Trennung von Gedanken und Verhalten – mehr wahrnehmen und beobachten

Sich das interpretieren zu verbieten, wird definitiv nicht gelingen. Es geht nicht um Entweder oder, sondern darum, einfach eine gesunde Balance zu schaffen. Eigene Annahmen nicht einfach so zu akzeptieren, sondern achtsam wahrzunehmen, was wirklich ist. Eine Trennung zwischen eigenen Gedanken und der Realität zu schaffen. Einen Moment einfach innezuhalten, alle Gedanken und Gefühle wahrzunehmen, ohne dem ersten Impuls zu folgen und zu handeln.

Oftmals meinen wir, wir hätten nicht anders gekonnt. Aber wir haben immer eine Wahl. Zwischen den Gedanken und Gefühlen und der eigentlichen Reaktion nach außen gibt es einen Moment, in dem wir sowohl umschalten können. Aber dazu braucht es das Innehalten, das Stoppen, das Hinterfragen und Abwägen. Ist das, was ich denke, wirklich so? Und sollte ich wirklich gleich den anderen wütend anpampen oder nicht lieber erstmal in mich gehen und zur Ruhe kommen? Und eine andere Perspektive einnehmen?
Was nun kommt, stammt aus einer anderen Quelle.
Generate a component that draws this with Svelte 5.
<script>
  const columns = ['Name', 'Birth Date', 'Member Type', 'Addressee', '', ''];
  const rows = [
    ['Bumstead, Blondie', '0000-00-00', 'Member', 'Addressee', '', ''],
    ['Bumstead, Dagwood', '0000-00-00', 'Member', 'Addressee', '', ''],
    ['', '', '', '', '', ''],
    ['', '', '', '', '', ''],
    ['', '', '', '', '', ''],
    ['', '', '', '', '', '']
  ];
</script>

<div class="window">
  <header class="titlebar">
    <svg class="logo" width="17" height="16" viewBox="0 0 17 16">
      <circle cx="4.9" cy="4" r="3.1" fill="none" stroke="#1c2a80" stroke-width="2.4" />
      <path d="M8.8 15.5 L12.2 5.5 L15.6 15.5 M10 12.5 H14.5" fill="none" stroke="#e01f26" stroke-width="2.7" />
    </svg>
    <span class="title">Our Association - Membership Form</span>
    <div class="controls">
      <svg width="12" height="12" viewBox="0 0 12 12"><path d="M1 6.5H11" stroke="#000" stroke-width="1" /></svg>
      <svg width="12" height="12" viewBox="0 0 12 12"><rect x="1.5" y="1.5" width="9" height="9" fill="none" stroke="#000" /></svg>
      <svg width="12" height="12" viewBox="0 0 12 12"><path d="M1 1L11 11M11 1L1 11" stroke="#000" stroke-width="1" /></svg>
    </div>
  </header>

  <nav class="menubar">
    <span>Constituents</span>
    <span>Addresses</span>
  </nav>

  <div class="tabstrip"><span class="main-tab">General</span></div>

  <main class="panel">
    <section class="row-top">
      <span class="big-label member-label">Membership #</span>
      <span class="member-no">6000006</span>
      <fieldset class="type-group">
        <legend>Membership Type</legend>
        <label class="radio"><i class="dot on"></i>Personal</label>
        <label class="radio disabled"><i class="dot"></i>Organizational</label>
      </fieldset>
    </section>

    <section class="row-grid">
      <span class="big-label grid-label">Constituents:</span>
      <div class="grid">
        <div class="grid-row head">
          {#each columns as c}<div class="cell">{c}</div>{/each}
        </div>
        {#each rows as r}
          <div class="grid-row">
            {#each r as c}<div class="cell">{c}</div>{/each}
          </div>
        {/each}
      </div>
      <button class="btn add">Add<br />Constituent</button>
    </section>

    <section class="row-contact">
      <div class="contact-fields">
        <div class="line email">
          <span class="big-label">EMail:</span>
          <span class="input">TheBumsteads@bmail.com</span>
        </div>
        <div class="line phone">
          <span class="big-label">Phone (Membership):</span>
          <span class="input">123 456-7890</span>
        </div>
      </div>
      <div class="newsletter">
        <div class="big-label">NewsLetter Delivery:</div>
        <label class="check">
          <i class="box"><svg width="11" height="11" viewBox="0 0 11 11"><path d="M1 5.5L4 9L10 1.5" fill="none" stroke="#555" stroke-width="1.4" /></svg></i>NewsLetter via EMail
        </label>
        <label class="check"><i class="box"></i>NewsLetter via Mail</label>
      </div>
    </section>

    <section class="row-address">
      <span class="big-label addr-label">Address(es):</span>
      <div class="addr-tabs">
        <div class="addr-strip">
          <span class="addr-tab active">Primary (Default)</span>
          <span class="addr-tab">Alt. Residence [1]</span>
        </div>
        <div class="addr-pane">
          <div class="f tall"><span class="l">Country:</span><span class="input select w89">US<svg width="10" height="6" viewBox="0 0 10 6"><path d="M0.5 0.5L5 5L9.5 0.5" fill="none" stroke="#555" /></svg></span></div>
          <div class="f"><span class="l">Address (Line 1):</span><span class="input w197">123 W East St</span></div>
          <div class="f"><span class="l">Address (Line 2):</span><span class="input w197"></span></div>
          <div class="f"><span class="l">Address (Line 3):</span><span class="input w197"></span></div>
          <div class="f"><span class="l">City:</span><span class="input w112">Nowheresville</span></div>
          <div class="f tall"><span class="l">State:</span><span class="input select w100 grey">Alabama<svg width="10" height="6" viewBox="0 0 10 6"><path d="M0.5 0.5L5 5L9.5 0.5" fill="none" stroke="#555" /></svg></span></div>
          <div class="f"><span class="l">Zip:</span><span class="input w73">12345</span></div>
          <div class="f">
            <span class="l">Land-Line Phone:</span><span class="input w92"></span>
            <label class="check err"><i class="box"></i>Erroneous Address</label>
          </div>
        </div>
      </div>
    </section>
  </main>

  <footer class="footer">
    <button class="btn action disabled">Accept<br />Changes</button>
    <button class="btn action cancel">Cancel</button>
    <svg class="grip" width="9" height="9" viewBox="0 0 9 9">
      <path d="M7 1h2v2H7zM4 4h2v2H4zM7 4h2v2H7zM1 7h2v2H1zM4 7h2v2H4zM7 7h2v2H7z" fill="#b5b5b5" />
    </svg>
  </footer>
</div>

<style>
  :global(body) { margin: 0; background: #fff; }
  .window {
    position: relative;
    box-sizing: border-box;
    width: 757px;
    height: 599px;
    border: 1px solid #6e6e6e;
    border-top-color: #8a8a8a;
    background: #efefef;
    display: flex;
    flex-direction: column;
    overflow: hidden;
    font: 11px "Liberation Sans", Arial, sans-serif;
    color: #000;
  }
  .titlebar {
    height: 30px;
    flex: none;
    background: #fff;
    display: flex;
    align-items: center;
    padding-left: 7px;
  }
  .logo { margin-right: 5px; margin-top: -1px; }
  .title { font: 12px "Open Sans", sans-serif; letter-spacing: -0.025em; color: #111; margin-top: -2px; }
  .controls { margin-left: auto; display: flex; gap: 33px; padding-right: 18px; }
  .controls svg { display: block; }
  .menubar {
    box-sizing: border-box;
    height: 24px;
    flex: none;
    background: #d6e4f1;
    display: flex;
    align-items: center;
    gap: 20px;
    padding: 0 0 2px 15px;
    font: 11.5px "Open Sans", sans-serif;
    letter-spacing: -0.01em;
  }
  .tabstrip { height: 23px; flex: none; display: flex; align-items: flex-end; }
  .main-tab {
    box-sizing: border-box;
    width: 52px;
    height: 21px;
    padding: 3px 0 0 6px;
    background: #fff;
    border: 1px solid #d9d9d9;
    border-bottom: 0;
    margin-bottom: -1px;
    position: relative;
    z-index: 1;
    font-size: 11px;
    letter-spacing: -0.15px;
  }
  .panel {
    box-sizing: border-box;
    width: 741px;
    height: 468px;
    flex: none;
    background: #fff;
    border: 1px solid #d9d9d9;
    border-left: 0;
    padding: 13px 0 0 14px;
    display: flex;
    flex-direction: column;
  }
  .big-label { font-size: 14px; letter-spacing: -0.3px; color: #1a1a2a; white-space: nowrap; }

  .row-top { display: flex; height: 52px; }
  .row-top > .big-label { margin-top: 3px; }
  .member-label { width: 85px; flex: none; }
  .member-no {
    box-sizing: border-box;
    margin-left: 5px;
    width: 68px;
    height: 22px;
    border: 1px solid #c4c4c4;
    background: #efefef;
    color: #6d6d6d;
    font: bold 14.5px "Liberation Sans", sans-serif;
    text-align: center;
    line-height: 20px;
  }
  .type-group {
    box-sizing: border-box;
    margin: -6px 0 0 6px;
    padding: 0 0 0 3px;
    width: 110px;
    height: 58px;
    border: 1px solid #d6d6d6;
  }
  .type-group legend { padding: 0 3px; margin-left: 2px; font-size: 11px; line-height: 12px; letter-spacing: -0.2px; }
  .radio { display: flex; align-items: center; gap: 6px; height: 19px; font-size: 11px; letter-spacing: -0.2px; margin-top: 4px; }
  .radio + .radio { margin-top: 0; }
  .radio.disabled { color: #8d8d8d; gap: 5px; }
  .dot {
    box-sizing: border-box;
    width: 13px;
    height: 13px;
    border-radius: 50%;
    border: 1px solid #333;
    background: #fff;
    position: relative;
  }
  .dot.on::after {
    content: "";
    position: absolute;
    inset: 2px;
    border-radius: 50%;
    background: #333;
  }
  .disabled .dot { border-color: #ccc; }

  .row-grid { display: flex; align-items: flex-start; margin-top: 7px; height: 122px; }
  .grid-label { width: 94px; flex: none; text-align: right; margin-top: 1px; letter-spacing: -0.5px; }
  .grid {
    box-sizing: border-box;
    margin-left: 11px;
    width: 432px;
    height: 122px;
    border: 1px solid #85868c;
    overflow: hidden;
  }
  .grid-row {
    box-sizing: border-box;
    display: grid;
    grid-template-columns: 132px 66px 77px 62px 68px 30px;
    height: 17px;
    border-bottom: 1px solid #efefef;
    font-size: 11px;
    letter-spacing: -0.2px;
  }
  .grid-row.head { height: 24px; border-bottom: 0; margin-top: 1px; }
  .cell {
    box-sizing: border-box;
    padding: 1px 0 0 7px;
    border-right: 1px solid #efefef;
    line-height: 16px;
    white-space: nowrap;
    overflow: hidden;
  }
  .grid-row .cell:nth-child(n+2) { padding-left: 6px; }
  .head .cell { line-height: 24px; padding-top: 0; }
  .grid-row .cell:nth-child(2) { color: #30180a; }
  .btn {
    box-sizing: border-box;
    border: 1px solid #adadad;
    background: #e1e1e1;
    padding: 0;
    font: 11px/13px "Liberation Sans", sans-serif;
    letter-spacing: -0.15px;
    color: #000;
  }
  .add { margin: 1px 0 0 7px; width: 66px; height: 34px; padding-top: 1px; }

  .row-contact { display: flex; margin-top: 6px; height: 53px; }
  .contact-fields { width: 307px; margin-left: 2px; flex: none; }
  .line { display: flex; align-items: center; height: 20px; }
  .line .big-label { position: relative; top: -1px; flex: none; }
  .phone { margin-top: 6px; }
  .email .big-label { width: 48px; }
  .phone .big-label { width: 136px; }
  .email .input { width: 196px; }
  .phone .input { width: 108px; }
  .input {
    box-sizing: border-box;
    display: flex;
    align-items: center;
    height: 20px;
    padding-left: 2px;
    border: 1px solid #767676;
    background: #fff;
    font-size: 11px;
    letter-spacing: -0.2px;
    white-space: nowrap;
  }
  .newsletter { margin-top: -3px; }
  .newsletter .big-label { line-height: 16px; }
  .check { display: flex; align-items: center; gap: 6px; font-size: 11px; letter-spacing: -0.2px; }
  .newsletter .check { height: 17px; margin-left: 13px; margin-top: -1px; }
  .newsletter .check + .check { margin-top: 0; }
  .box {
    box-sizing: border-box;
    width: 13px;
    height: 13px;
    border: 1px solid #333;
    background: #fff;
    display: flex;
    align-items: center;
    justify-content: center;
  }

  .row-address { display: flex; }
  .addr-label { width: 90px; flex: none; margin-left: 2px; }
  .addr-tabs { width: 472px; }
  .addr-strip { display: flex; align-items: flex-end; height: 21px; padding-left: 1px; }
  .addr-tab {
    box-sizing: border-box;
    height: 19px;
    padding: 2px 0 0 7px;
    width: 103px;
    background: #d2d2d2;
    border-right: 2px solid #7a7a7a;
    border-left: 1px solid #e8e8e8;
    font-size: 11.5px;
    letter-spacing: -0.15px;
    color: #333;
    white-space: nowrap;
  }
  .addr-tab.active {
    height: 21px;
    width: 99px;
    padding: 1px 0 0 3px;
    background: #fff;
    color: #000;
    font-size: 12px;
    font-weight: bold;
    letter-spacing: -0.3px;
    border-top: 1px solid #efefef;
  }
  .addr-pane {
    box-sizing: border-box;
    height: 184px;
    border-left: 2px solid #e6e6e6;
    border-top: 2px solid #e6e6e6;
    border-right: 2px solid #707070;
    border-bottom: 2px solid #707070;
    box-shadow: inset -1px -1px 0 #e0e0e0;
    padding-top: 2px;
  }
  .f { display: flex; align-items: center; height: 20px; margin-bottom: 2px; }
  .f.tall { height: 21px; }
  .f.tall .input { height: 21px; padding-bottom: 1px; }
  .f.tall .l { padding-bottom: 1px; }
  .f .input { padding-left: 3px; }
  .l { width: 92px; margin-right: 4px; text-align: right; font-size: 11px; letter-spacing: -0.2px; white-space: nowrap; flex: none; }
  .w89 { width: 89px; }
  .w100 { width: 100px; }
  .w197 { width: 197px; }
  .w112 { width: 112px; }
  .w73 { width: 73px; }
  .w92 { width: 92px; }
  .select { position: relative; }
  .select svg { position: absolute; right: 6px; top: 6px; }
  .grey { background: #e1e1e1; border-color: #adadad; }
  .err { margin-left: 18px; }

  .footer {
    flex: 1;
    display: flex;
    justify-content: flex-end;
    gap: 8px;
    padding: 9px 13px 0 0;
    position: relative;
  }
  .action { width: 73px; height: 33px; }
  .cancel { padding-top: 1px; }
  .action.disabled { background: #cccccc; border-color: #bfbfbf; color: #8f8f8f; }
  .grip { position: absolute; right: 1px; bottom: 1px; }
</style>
Abstand nehmen von den eigenen Interpretationen und dem Drama, was sich in mir abspielt. Die Gedanken und Gefühle wertungsfrei stehen lassen und sie untersuchen. Warum denke ich gerade so? Was löst das Wort oder das Verhalten in mir aus? Woher kommen diese Gefühle und Annahmen? Gibt es auch andere Interpretationen, die weniger wehtun?

Zur Ruhe kommen, entspannen, loslassen. Dann werden die Gefühle, die mehr Raum bekommen, sich auch von alleine beruhigen und wieder davon ziehen.

Welche Informationen habe ich und welche fehlen mir, um meine Annahmen auf Wahrheit zu prüfen? Vielleicht sollte ich besser nachfragen, bevor ich vorschnell reagiere.

Fragen statt analysieren, beobachten statt bewerten.

Indem ich Abstand von meinen Gefühlen und Gedanken nehme, gewinne ich auch wieder die Kontrolle. Ich gewinne Abstand und auch Sicherheit. Ich werden nicht von meinen Gefühlen überrumpelt und kontrolliert, ich kann sie annehmen, aber auch wieder loslassen.